» GIVEN MATERIAL
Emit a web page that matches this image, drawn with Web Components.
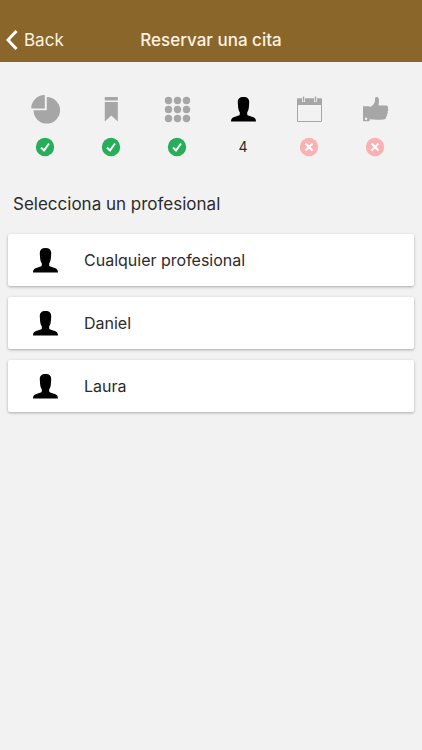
<!DOCTYPE html>
<html lang="es">
<head>
<meta charset="utf-8">
<meta name="viewport" content="width=device-width, initial-scale=1">
<title>Reservar una cita</title>
<style>
  body {
    margin: 0;
    min-height: 100vh;
    background-color: #f2f2f2;
    color: #2b2b2b;
    font-family: Inter, "Liberation Sans", sans-serif;
    font-size: 16px;
    line-height: 20px;
  }
</style>
</head>
<body>
<booking-page>
  <nav-bar back="Back">Reservar una cita</nav-bar>
  <step-list>
    <step-item icon="pie" status="done" label="Centro"></step-item>
    <step-item icon="bookmark" status="done" label="Servicio"></step-item>
    <step-item icon="grid" status="done" label="Opciones"></step-item>
    <step-item icon="person" status="current" label="Profesional">4</step-item>
    <step-item icon="calendar" status="pending" label="Fecha"></step-item>
    <step-item icon="thumb" status="pending" label="Confirmar"></step-item>
  </step-list>
  <section-title>Selecciona un profesional</section-title>
  <option-list>
    <option-card>Cualquier profesional</option-card>
    <option-card>Daniel</option-card>
    <option-card>Laura</option-card>
  </option-list>
</booking-page>

<script>
  // every icon is drawn on a 30x30 grid
  const icons = {
    pie: `<path d="M16.8 3a13.3 13.3 0 1 1-13.3 13.3h13.3z"/>
      <path d="M14.8 1v13.6H1.2A13.4 13.4 0 0 1 14.8 1z"/>`,
    bookmark: `<path d="M8.8 3h13v3.5h-13zM8.8 8h13v19.5l-6.5-6-6.5 6z"/>`,
    grid: [6.5, 15.5, 24.5].map((y) =>
      [6.5, 15.5, 24.5].map((x) => `<circle cx="${x}" cy="${y}" r="3.7"/>`).join('')
    ).join(''),
    person: `<path d="M15.5 3c-4 0-5.900 2-5.700 5.600l.3 4.400c.2 2.300.7 4 1.700 5.300v2.200c0 .8-1.300 1.200-3.300 1.700C4.700 23.200 3 24.400 3 27.500h25c0-3.100-1.700-4.300-5.500-5.300-2-.5-3.300-.9-3.300-1.700v-2.200c1-1.300 1.500-3 1.700-5.300l.3-4.400C21.400 5 19.500 3 15.500 3z"/>`,
    calendar: `<path d="M3 4.500h25V11H3z"/>
      <path d="M3.5 5h24v22.500h-24z" fill="none" stroke="currentColor"/>
      <path d="M9.5 3v5M21.500 3v5" stroke="#f2f2f2" stroke-width="3"/>
      <path d="M9.5 2.500v5M21.500 2.500v5" stroke="currentColor" stroke-width="1.4"/>`,
    thumb: `<path fill-rule="evenodd" d="M3 12.300h6.500v15H3zM6 23.500a1.300 1.300 0 1 0 0 2.600 1.300 1.300 0 0 0 0-2.600z"/>
      <path d="M9 13.300c3-.8 5-2.800 5.700-5 .4-1.300.3-2.700.4-4 .2-1.800 3.200-1.800 3.700.7.4 2.300.1 4.200-.3 6.500h7.500c1.800 0 2.500 1.500 1.900 3 .6 1 .4 2.200-.3 3 .4 1.100.1 2.200-.7 2.900.3 1.200-.1 2.100-.9 2.700.1 1.500-.8 2.300-2.300 2.400-5 .3-9.800.3-14.700-.2z"/>`,
  };

  const marks = {
    done: '<circle cx="10" cy="10" r="9.2" fill="#27ae5a"/><path stroke="#fff" d="M6 10.500l3 3 5-7"/>',
    pending: '<circle cx="10" cy="10" r="9.2" fill="#fbb1b1"/><path stroke="#fff" d="M6.500 6.500l7 7M13.500 6.500l-7 7"/>',
  };

  const icon = (name) =>
    `<svg class="icon" width="30" height="30" viewBox="0 0 30 30" fill="currentColor" aria-hidden="true">${icons[name]}</svg>`;

  class BookingPage extends HTMLElement {
    constructor() {
      super();
      this.attachShadow({ mode: 'open' }).innerHTML = `
      <style>
        :host { display: block; }
      </style>
      <slot></slot>`;
    }
  }

  class NavBar extends HTMLElement {
    connectedCallback() {
      this.attachShadow({ mode: 'open' }).innerHTML = `
      <style>
        :host { display: block; background-color: #8a662b; color: #fdf3e2; font-size: 17px; }
        header {
          display: grid;
          grid-template-columns: 1fr auto 1fr;
          align-items: center;
          padding: 24px 6px 6px;
          height: 32px;
        }
        button {
          display: flex;
          align-items: center;
          gap: 6px;
          justify-self: start;
          padding: 0;
          border: 0;
          background: none;
          color: inherit;
          font: inherit;
          cursor: pointer;
        }
        h1 { margin: 0; font-size: 17px; font-weight: 500; }
      </style>
      <header>
        <button type="button">
          <svg width="12" height="20" viewBox="0 0 12 20" fill="none" stroke="#fff" stroke-width="3" aria-hidden="true"><path d="M10.500 1L2 10l8.500 9"/></svg>
          <span>${this.getAttribute('back')}</span>
        </button>
        <h1><slot></slot></h1>
      </header>`;
    }
  }

  class StepList extends HTMLElement {
    constructor() {
      super();
      this.attachShadow({ mode: 'open' }).innerHTML = `
      <style>
        :host {
          display: grid;
          grid-template-columns: repeat(6, 1fr);
          padding: 32px 14px 0 12px;
        }
      </style>
      <slot></slot>`;
    }
  }

  class StepItem extends HTMLElement {
    connectedCallback() {
      const status = this.getAttribute('status');
      const mark = marks[status]
        ? `<svg width="20" height="20" viewBox="0 0 20 20" fill="none" stroke-width="2" aria-hidden="true">${marks[status]}</svg>`
        : '<slot></slot>';
      this.setAttribute('role', 'group');
      this.setAttribute('aria-label', this.getAttribute('label'));
      this.attachShadow({ mode: 'open' }).innerHTML = `
      <style>
        :host {
          display: flex;
          flex-direction: column;
          align-items: center;
          gap: 13px;
          color: #a6a6a6;
        }
        :host([status="current"]) .icon { color: #000; }
        .mark { height: 20px; color: #2b2b2b; font-size: 14px; }
        svg { display: block; }
      </style>
      ${icon(this.getAttribute('icon'))}
      <div class="mark">${mark}</div>`;
    }
  }

  class SectionTitle extends HTMLElement {
    constructor() {
      super();
      this.attachShadow({ mode: 'open' }).innerHTML = `
      <style>
        :host { display: block; padding: 37px 13px 20px; }
        h2 { margin: 0; font-size: 17px; font-weight: 400; }
      </style>
      <h2><slot></slot></h2>`;
    }
  }

  class OptionList extends HTMLElement {
    constructor() {
      super();
      this.attachShadow({ mode: 'open' }).innerHTML = `
      <style>
        :host {
          display: flex;
          flex-direction: column;
          gap: 11px;
          padding: 0 8px;
        }
      </style>
      <slot></slot>`;
    }
  }

  class OptionCard extends HTMLElement {
    constructor() {
      super();
      this.attachShadow({ mode: 'open' }).innerHTML = `
      <style>
        :host { display: block; }
        button {
          display: flex;
          align-items: center;
          gap: 24px;
          width: 100%;
          height: 52px;
          padding: 0 22px;
          border: 0;
          border-radius: 2px;
          background-color: #fff;
          box-shadow: 0 1px 3px rgba(0, 0, 0, 0.3);
          color: inherit;
          font: inherit;
          text-align: left;
          cursor: pointer;
        }
        .icon { color: #000; }
      </style>
      <button type="button">
        ${icon('person')}
        <span><slot></slot></span>
      </button>`;
    }
  }

  customElements.define('booking-page', BookingPage);
  customElements.define('nav-bar', NavBar);
  customElements.define('step-list', StepList);
  customElements.define('step-item', StepItem);
  customElements.define('section-title', SectionTitle);
  customElements.define('option-list', OptionList);
  customElements.define('option-card', OptionCard);
</script>
</body>
</html>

» WHAT IS REQUIRED
Reproduce the full listing above verbatim, with no pictures included.

» SOLVED PROBLEM
Emit a web page that matches this image, drawn with Web Components.
<!DOCTYPE html>
<html lang="es">
<head>
<meta charset="utf-8">
<meta name="viewport" content="width=device-width, initial-scale=1">
<title>Reservar una cita</title>
<style>
  body {
    margin: 0;
    min-height: 100vh;
    background-color: #f2f2f2;
    color: #2b2b2b;
    font-family: Inter, "Liberation Sans", sans-serif;
    font-size: 16px;
    line-height: 20px;
  }
</style>
</head>
<body>
<booking-page>
  <nav-bar back="Back">Reservar una cita</nav-bar>
  <step-list>
    <step-item icon="pie" status="done" label="Centro"></step-item>
    <step-item icon="bookmark" status="done" label="Servicio"></step-item>
    <step-item icon="grid" status="done" label="Opciones"></step-item>
    <step-item icon="person" status="current" label="Profesional">4</step-item>
    <step-item icon="calendar" status="pending" label="Fecha"></step-item>
    <step-item icon="thumb" status="pending" label="Confirmar"></step-item>
  </step-list>
  <section-title>Selecciona un profesional</section-title>
  <option-list>
    <option-card>Cualquier profesional</option-card>
    <option-card>Daniel</option-card>
    <option-card>Laura</option-card>
  </option-list>
</booking-page>

<script>
  // every icon is drawn on a 30x30 grid
  const icons = {
    pie: `<path d="M16.8 3a13.3 13.3 0 1 1-13.3 13.3h13.3z"/>
      <path d="M14.8 1v13.6H1.2A13.4 13.4 0 0 1 14.8 1z"/>`,
    bookmark: `<path d="M8.8 3h13v3.5h-13zM8.8 8h13v19.5l-6.5-6-6.5 6z"/>`,
    grid: [6.5, 15.5, 24.5].map((y) =>
      [6.5, 15.5, 24.5].map((x) => `<circle cx="${x}" cy="${y}" r="3.7"/>`).join('')
    ).join(''),
    person: `<path d="M15.5 3c-4 0-5.900 2-5.700 5.600l.3 4.400c.2 2.300.7 4 1.700 5.300v2.200c0 .8-1.300 1.200-3.300 1.700C4.700 23.200 3 24.400 3 27.500h25c0-3.100-1.700-4.300-5.500-5.300-2-.5-3.300-.9-3.300-1.700v-2.200c1-1.300 1.500-3 1.700-5.300l.3-4.400C21.400 5 19.500 3 15.500 3z"/>`,
    calendar: `<path d="M3 4.500h25V11H3z"/>
      <path d="M3.5 5h24v22.500h-24z" fill="none" stroke="currentColor"/>
      <path d="M9.5 3v5M21.500 3v5" stroke="#f2f2f2" stroke-width="3"/>
      <path d="M9.5 2.500v5M21.500 2.500v5" stroke="currentColor" stroke-width="1.4"/>`,
    thumb: `<path fill-rule="evenodd" d="M3 12.300h6.500v15H3zM6 23.500a1.300 1.300 0 1 0 0 2.600 1.300 1.300 0 0 0 0-2.600z"/>
      <path d="M9 13.300c3-.8 5-2.800 5.700-5 .4-1.300.3-2.700.4-4 .2-1.800 3.200-1.800 3.700.7.4 2.300.1 4.200-.3 6.500h7.500c1.800 0 2.500 1.500 1.900 3 .6 1 .4 2.200-.3 3 .4 1.100.1 2.200-.7 2.900.3 1.200-.1 2.100-.9 2.700.1 1.500-.8 2.300-2.300 2.400-5 .3-9.800.3-14.700-.2z"/>`,
  };

  const marks = {
    done: '<circle cx="10" cy="10" r="9.2" fill="#27ae5a"/><path stroke="#fff" d="M6 10.500l3 3 5-7"/>',
    pending: '<circle cx="10" cy="10" r="9.2" fill="#fbb1b1"/><path stroke="#fff" d="M6.500 6.500l7 7M13.500 6.500l-7 7"/>',
  };

  const icon = (name) =>
    `<svg class="icon" width="30" height="30" viewBox="0 0 30 30" fill="currentColor" aria-hidden="true">${icons[name]}</svg>`;

  class BookingPage extends HTMLElement {
    constructor() {
      super();
      this.attachShadow({ mode: 'open' }).innerHTML = `
      <style>
        :host { display: block; }
      </style>
      <slot></slot>`;
    }
  }

  class NavBar extends HTMLElement {
    connectedCallback() {
      this.attachShadow({ mode: 'open' }).innerHTML = `
      <style>
        :host { display: block; background-color: #8a662b; color: #fdf3e2; font-size: 17px; }
        header {
          display: grid;
          grid-template-columns: 1fr auto 1fr;
          align-items: center;
          padding: 24px 6px 6px;
          height: 32px;
        }
        button {
          display: flex;
          align-items: center;
          gap: 6px;
          justify-self: start;
          padding: 0;
          border: 0;
          background: none;
          color: inherit;
          font: inherit;
          cursor: pointer;
        }
        h1 { margin: 0; font-size: 17px; font-weight: 500; }
      </style>
      <header>
        <button type="button">
          <svg width="12" height="20" viewBox="0 0 12 20" fill="none" stroke="#fff" stroke-width="3" aria-hidden="true"><path d="M10.500 1L2 10l8.500 9"/></svg>
          <span>${this.getAttribute('back')}</span>
        </button>
        <h1><slot></slot></h1>
      </header>`;
    }
  }

  class StepList extends HTMLElement {
    constructor() {
      super();
      this.attachShadow({ mode: 'open' }).innerHTML = `
      <style>
        :host {
          display: grid;
          grid-template-columns: repeat(6, 1fr);
          padding: 32px 14px 0 12px;
        }
      </style>
      <slot></slot>`;
    }
  }

  class StepItem extends HTMLElement {
    connectedCallback() {
      const status = this.getAttribute('status');
      const mark = marks[status]
        ? `<svg width="20" height="20" viewBox="0 0 20 20" fill="none" stroke-width="2" aria-hidden="true">${marks[status]}</svg>`
        : '<slot></slot>';
      this.setAttribute('role', 'group');
      this.setAttribute('aria-label', this.getAttribute('label'));
      this.attachShadow({ mode: 'open' }).innerHTML = `
      <style>
        :host {
          display: flex;
          flex-direction: column;
          align-items: center;
          gap: 13px;
          color: #a6a6a6;
        }
        :host([status="current"]) .icon { color: #000; }
        .mark { height: 20px; color: #2b2b2b; font-size: 14px; }
        svg { display: block; }
      </style>
      ${icon(this.getAttribute('icon'))}
      <div class="mark">${mark}</div>`;
    }
  }

  class SectionTitle extends HTMLElement {
    constructor() {
      super();
      this.attachShadow({ mode: 'open' }).innerHTML = `
      <style>
        :host { display: block; padding: 37px 13px 20px; }
        h2 { margin: 0; font-size: 17px; font-weight: 400; }
      </style>
      <h2><slot></slot></h2>`;
    }
  }

  class OptionList extends HTMLElement {
    constructor() {
      super();
      this.attachShadow({ mode: 'open' }).innerHTML = `
      <style>
        :host {
          display: flex;
          flex-direction: column;
          gap: 11px;
          padding: 0 8px;
        }
      </style>
      <slot></slot>`;
    }
  }

  class OptionCard extends HTMLElement {
    constructor() {
      super();
      this.attachShadow({ mode: 'open' }).innerHTML = `
      <style>
        :host { display: block; }
        button {
          display: flex;
          align-items: center;
          gap: 24px;
          width: 100%;
          height: 52px;
          padding: 0 22px;
          border: 0;
          border-radius: 2px;
          background-color: #fff;
          box-shadow: 0 1px 3px rgba(0, 0, 0, 0.3);
          color: inherit;
          font: inherit;
          text-align: left;
          cursor: pointer;
        }
        .icon { color: #000; }
      </style>
      <button type="button">
        ${icon('person')}
        <span><slot></slot></span>
      </button>`;
    }
  }

  customElements.define('booking-page', BookingPage);
  customElements.define('nav-bar', NavBar);
  customElements.define('step-list', StepList);
  customElements.define('step-item', StepItem);
  customElements.define('section-title', SectionTitle);
  customElements.define('option-list', OptionList);
  customElements.define('option-card', OptionCard);
</script>
</body>
</html>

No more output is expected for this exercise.